Ecosystem for Engineering Design Learning: A Comparative Analysis

Published In

International Journal of Engineering Education

Document Type

Citation

Publication Date

2017

Abstract

Design is a human activity that encompasses a broad array of tasks. In engineering design, individual efforts can be aggregated into teams to maximize collective progress. Effective teamwork, however, requires extensive management, organization and communication. Furthermore, modern challenges encompass complicated multi-disciplinary problems with faster schedules, fewer resources, and greater demands. Design, as a process, can be dissected into characteristic phases. Within each phase, design solutions are gradually developed. Technological tools have prioritized the structured analyses of the detail and final design phases and have proven to be powerful multipliers for effective design efforts. It has long been the case, however, that major commitments of intangible resources are made as a result of efforts in the less emphasized earlier phases. These commitments and lack of modern toolsets for requirement development and conceptual design activities materialize as major sources of design pitfalls, both in industry and on student design projects.
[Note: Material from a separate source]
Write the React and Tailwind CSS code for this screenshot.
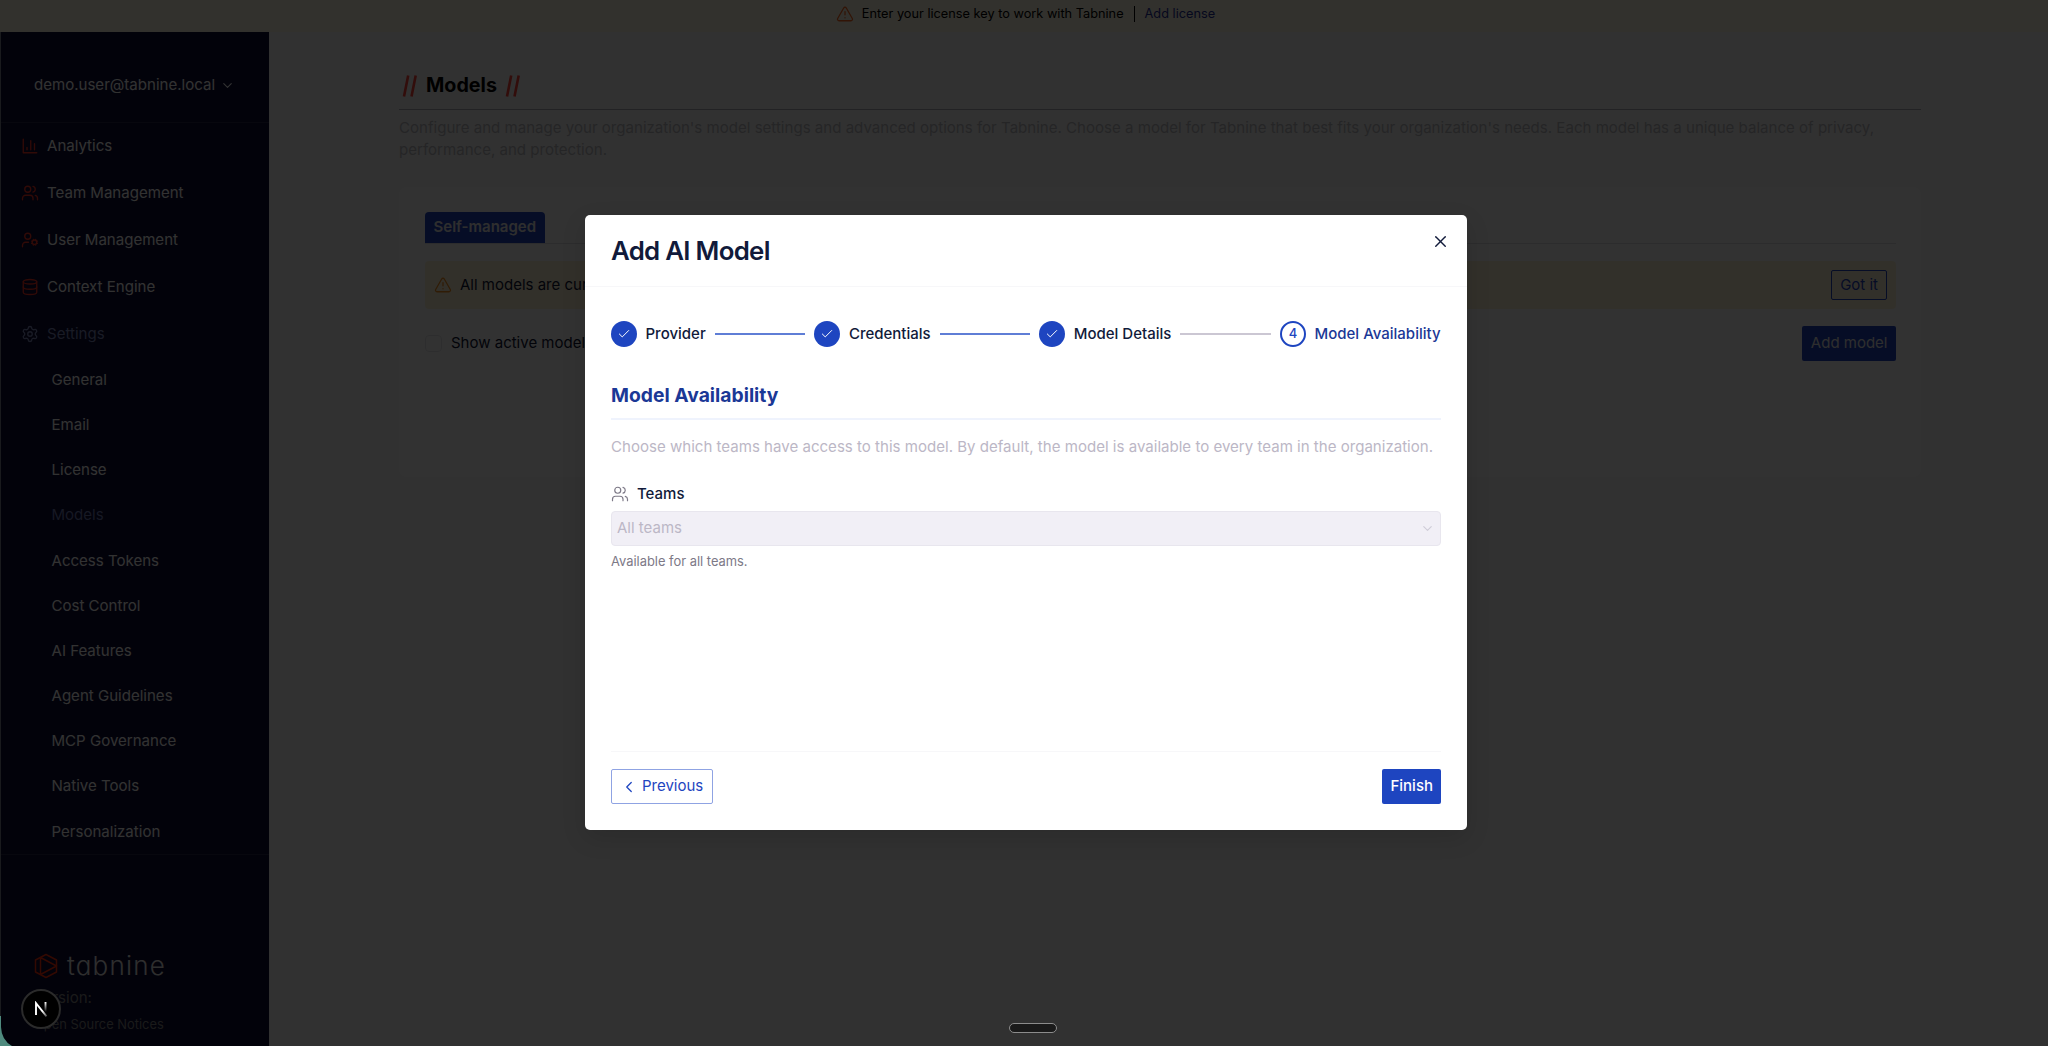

This paper presents a digital Ecosystem for Engineering Design Learning as a comprehensive, yet flexible, framework for capstone design teams. The digital Ecosystem has been developed as a feasible technology to bolster student information management, teamwork, communication, and proficiency in fundamental design principles, and as a technology capable of alleviating rework and process-related productivity interruptions. Its primary innovation, for capstone applications, is the ability to assess design work automatically against the design process, as well as against ABET compliant learning objectives, and provide prompt advisories in case of design oversights. The digital Ecosystem is compared to tools for project management, team communication, and requirement management.